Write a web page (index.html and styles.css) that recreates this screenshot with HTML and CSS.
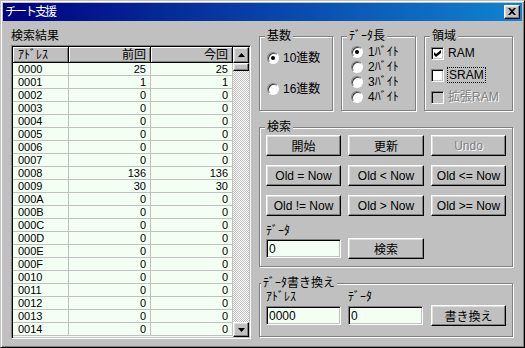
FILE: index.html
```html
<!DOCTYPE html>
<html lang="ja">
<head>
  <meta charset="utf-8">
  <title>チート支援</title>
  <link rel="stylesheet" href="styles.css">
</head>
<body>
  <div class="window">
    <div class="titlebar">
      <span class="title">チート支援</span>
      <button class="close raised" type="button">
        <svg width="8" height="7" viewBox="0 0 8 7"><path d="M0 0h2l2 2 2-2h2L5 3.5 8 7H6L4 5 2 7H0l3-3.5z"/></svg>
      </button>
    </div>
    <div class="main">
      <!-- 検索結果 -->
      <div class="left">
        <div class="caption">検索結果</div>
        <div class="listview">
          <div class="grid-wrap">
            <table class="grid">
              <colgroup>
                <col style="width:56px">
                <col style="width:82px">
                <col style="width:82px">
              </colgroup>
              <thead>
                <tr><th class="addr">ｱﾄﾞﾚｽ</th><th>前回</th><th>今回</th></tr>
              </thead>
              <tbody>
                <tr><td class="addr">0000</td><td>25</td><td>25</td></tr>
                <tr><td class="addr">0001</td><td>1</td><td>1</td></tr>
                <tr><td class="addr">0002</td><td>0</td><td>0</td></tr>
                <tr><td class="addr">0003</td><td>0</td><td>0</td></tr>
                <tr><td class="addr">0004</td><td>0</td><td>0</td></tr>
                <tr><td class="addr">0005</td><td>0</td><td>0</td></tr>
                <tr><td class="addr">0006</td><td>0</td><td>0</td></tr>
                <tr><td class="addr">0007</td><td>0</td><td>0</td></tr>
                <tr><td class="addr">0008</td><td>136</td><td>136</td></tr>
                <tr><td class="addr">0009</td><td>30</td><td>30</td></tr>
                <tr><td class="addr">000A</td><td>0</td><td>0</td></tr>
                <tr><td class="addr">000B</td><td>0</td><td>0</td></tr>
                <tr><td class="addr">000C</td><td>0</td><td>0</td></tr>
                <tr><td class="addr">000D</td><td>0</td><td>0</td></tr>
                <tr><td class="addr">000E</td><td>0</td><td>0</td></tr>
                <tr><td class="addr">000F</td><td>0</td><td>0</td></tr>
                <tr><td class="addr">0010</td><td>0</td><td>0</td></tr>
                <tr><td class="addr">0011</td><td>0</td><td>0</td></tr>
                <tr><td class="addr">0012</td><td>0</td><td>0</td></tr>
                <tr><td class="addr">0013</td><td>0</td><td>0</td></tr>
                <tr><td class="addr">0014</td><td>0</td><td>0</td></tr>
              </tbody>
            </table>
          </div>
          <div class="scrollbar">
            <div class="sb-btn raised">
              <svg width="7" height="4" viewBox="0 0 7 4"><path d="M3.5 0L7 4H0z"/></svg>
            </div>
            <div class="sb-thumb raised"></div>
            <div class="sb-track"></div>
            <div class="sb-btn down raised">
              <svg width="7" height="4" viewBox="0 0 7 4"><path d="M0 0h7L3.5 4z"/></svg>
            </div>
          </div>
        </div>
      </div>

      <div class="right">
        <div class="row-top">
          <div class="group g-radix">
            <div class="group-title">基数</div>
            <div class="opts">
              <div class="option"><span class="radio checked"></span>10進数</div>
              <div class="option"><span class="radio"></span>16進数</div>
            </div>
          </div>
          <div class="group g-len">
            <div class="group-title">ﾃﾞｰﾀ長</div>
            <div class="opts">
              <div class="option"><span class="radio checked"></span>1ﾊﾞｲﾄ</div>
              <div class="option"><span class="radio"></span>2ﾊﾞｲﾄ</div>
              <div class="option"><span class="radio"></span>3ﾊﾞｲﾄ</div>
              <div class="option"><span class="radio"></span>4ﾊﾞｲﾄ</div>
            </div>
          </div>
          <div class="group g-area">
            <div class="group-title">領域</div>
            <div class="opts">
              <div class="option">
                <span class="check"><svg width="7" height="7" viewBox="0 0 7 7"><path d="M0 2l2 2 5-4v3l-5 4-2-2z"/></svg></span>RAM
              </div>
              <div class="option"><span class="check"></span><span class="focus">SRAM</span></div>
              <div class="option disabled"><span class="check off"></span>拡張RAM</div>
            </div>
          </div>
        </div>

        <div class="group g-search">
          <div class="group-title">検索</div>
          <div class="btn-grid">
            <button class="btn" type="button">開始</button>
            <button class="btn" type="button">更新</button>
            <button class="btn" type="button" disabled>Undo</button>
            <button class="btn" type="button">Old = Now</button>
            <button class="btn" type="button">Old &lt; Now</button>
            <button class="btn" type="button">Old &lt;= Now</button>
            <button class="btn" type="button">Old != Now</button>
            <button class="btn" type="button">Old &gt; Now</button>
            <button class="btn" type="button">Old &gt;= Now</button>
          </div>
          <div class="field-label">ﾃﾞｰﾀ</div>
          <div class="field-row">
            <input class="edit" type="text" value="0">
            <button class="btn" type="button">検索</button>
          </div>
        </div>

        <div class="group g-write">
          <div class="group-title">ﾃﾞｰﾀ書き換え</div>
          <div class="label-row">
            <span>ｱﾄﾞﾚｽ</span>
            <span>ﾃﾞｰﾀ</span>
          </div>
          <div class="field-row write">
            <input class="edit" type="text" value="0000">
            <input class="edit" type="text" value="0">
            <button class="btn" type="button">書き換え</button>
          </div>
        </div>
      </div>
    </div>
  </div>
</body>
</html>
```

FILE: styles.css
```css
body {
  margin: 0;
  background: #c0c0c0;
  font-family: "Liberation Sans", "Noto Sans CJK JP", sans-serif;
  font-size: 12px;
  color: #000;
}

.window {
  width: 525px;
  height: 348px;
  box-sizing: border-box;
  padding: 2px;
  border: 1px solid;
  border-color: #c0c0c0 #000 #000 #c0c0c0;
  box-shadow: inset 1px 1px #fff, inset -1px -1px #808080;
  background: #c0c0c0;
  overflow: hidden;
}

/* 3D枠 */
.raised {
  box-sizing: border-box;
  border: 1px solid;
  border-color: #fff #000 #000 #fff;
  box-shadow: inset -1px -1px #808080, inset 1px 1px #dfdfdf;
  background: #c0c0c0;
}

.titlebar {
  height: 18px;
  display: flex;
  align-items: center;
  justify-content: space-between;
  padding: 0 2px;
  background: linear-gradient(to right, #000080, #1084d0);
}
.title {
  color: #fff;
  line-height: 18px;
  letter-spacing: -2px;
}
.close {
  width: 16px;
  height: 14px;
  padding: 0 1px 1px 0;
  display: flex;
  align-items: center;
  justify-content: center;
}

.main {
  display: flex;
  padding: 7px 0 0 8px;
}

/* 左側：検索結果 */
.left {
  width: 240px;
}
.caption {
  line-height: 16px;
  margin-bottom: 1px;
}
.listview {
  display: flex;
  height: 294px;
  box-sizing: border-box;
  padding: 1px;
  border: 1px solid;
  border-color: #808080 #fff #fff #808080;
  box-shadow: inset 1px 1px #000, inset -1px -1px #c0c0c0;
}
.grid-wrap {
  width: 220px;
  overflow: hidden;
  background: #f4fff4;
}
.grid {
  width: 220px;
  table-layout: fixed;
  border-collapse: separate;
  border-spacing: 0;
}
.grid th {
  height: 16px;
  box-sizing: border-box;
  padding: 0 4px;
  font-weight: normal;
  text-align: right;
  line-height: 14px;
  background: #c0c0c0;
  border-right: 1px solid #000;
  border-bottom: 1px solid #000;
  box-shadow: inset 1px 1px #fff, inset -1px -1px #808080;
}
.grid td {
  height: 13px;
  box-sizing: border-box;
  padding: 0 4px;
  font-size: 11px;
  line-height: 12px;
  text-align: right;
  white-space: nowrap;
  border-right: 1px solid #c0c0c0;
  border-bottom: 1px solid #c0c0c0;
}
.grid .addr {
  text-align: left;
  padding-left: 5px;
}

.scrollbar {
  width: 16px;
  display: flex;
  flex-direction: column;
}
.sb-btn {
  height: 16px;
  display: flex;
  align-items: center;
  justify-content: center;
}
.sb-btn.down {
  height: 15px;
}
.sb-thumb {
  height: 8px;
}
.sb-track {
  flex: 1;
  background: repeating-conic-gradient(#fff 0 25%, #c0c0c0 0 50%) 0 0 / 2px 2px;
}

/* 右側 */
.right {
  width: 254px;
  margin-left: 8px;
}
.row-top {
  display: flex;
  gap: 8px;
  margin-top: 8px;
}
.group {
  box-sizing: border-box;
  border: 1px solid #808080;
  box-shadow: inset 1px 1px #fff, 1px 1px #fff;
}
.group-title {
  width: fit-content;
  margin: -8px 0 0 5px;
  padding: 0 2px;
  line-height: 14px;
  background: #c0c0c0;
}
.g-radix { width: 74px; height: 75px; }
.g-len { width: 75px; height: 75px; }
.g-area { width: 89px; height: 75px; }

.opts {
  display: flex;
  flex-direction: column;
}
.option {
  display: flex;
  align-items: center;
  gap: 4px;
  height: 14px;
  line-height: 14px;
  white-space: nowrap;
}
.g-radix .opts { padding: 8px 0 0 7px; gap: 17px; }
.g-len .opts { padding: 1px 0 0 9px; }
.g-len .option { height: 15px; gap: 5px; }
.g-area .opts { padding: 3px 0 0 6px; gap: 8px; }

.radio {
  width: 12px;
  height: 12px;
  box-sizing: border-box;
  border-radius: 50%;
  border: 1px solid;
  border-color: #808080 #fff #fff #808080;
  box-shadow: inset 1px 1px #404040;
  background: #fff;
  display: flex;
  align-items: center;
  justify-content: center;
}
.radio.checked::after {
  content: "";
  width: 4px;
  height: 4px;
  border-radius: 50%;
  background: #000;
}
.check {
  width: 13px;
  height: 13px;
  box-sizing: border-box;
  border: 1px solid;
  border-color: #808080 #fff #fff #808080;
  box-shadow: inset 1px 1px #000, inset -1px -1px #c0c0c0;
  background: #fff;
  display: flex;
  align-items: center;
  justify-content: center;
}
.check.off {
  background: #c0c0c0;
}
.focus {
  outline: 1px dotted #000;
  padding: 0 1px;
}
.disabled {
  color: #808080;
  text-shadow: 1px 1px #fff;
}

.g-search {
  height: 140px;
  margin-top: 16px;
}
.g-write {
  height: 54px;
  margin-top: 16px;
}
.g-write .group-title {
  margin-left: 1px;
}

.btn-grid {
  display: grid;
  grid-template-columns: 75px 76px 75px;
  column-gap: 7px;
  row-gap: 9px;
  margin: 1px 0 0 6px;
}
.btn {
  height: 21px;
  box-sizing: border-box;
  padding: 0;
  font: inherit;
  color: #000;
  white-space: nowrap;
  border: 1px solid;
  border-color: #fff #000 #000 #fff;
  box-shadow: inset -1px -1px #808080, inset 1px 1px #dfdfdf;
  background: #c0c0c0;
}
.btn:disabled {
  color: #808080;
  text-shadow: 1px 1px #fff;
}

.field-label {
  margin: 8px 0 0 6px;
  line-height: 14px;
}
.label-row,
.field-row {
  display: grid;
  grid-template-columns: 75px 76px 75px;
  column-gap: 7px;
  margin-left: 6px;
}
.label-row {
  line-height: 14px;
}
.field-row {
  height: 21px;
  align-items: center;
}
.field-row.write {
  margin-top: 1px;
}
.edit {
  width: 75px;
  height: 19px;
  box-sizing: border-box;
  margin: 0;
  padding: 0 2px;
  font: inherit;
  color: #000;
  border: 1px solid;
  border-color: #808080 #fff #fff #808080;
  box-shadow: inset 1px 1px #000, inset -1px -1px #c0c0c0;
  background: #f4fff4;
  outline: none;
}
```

...

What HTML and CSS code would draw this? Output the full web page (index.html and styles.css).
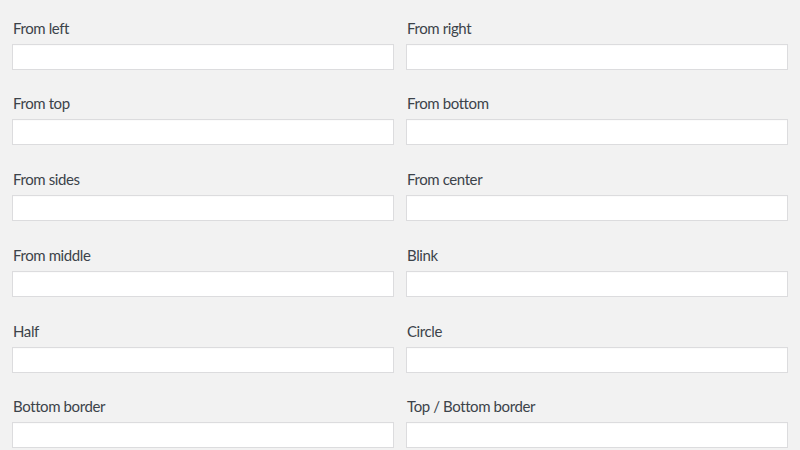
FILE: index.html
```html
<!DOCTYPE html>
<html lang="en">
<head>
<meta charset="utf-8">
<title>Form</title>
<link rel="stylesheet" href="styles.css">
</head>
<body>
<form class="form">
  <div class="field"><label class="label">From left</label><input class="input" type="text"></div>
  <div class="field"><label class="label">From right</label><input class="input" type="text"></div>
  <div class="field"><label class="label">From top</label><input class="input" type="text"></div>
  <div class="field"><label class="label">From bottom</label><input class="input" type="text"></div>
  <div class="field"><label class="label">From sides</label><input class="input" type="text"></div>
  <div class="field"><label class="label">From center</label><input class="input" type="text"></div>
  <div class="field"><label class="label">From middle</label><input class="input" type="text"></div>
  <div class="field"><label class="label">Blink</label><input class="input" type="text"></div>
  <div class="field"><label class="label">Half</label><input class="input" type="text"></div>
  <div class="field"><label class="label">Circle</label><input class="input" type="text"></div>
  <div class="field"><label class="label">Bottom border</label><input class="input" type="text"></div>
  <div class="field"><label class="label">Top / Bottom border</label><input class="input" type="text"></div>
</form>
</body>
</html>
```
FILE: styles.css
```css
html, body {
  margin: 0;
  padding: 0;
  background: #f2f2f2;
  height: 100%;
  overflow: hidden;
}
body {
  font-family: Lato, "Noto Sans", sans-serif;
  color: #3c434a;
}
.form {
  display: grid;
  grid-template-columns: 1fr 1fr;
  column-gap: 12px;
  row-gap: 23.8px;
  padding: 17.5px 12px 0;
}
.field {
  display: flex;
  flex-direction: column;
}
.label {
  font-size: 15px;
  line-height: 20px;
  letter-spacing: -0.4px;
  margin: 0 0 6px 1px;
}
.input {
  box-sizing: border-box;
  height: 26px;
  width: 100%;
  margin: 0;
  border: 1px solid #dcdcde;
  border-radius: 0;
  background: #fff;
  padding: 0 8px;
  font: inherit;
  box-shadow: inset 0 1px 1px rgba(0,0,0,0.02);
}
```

- **DIRECTION**:
Using the entries above, find all lines with "page". Copy them.

- **RESULT OF THIS EXERCISE**:
Write a web page (index.html and styles.css) that recreates this screenshot with HTML and CSS.
What HTML and CSS code would draw this? Output the full web page (index.html and styles.css).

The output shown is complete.